Set task: Your task is to repeat all of the material exactly.

Recorded information:
▶
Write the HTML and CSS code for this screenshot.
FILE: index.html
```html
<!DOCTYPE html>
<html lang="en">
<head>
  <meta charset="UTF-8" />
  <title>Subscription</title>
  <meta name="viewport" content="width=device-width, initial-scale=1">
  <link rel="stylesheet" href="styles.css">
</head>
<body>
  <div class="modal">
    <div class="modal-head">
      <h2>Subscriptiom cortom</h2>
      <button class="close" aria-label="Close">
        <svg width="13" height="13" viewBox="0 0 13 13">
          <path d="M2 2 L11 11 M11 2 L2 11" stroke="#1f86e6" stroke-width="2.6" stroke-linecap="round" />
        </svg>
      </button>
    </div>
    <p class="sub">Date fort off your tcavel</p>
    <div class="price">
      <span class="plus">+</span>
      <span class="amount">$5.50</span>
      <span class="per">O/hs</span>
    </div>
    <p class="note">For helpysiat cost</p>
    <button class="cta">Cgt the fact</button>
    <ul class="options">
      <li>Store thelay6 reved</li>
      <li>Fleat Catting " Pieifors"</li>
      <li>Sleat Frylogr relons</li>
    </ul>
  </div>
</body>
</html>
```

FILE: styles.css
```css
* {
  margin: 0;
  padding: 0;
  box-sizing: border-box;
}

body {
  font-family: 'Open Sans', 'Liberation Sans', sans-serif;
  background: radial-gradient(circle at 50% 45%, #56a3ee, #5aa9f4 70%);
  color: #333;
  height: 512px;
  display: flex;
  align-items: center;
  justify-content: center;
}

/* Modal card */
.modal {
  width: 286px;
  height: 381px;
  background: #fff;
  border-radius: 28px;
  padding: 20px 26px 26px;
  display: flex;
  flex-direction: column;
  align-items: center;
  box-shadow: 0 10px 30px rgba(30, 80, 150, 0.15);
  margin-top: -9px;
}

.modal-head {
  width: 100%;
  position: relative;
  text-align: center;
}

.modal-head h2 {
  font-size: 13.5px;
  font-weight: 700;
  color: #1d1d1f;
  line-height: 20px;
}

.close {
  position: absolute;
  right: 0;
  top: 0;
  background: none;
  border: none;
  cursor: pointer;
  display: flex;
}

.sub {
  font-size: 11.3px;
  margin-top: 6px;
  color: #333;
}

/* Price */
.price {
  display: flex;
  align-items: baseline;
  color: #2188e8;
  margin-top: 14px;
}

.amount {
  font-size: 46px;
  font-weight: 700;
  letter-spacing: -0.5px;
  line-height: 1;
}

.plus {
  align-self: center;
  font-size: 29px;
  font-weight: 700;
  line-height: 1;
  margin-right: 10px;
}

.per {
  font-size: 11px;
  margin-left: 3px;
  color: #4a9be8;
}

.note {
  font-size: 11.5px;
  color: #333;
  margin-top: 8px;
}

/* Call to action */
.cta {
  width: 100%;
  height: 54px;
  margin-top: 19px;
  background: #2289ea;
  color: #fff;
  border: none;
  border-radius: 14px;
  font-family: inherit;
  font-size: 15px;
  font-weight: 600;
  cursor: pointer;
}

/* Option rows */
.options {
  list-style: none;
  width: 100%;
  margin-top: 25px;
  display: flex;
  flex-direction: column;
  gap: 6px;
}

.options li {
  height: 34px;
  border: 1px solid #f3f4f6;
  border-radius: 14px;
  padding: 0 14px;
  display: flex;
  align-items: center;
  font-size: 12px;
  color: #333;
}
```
◀
Complete answer:
Write the HTML and CSS code for this screenshot.
FILE: index.html
```html
<!DOCTYPE html>
<html lang="en">
<head>
  <meta charset="UTF-8" />
  <title>Subscription</title>
  <meta name="viewport" content="width=device-width, initial-scale=1">
  <link rel="stylesheet" href="styles.css">
</head>
<body>
  <div class="modal">
    <div class="modal-head">
      <h2>Subscriptiom cortom</h2>
      <button class="close" aria-label="Close">
        <svg width="13" height="13" viewBox="0 0 13 13">
          <path d="M2 2 L11 11 M11 2 L2 11" stroke="#1f86e6" stroke-width="2.6" stroke-linecap="round" />
        </svg>
      </button>
    </div>
    <p class="sub">Date fort off your tcavel</p>
    <div class="price">
      <span class="plus">+</span>
      <span class="amount">$5.50</span>
      <span class="per">O/hs</span>
    </div>
    <p class="note">For helpysiat cost</p>
    <button class="cta">Cgt the fact</button>
    <ul class="options">
      <li>Store thelay6 reved</li>
      <li>Fleat Catting " Pieifors"</li>
      <li>Sleat Frylogr relons</li>
    </ul>
  </div>
</body>
</html>
```

FILE: styles.css
```css
* {
  margin: 0;
  padding: 0;
  box-sizing: border-box;
}

body {
  font-family: 'Open Sans', 'Liberation Sans', sans-serif;
  background: radial-gradient(circle at 50% 45%, #56a3ee, #5aa9f4 70%);
  color: #333;
  height: 512px;
  display: flex;
  align-items: center;
  justify-content: center;
}

/* Modal card */
.modal {
  width: 286px;
  height: 381px;
  background: #fff;
  border-radius: 28px;
  padding: 20px 26px 26px;
  display: flex;
  flex-direction: column;
  align-items: center;
  box-shadow: 0 10px 30px rgba(30, 80, 150, 0.15);
  margin-top: -9px;
}

.modal-head {
  width: 100%;
  position: relative;
  text-align: center;
}

.modal-head h2 {
  font-size: 13.5px;
  font-weight: 700;
  color: #1d1d1f;
  line-height: 20px;
}

.close {
  position: absolute;
  right: 0;
  top: 0;
  background: none;
  border: none;
  cursor: pointer;
  display: flex;
}

.sub {
  font-size: 11.3px;
  margin-top: 6px;
  color: #333;
}

/* Price */
.price {
  display: flex;
  align-items: baseline;
  color: #2188e8;
  margin-top: 14px;
}

.amount {
  font-size: 46px;
  font-weight: 700;
  letter-spacing: -0.5px;
  line-height: 1;
}

.plus {
  align-self: center;
  font-size: 29px;
  font-weight: 700;
  line-height: 1;
  margin-right: 10px;
}

.per {
  font-size: 11px;
  margin-left: 3px;
  color: #4a9be8;
}

.note {
  font-size: 11.5px;
  color: #333;
  margin-top: 8px;
}

/* Call to action */
.cta {
  width: 100%;
  height: 54px;
  margin-top: 19px;
  background: #2289ea;
  color: #fff;
  border: none;
  border-radius: 14px;
  font-family: inherit;
  font-size: 15px;
  font-weight: 600;
  cursor: pointer;
}

/* Option rows */
.options {
  list-style: none;
  width: 100%;
  margin-top: 25px;
  display: flex;
  flex-direction: column;
  gap: 6px;
}

.options li {
  height: 34px;
  border: 1px solid #f3f4f6;
  border-radius: 14px;
  padding: 0 14px;
  display: flex;
  align-items: center;
  font-size: 12px;
  color: #333;
}
```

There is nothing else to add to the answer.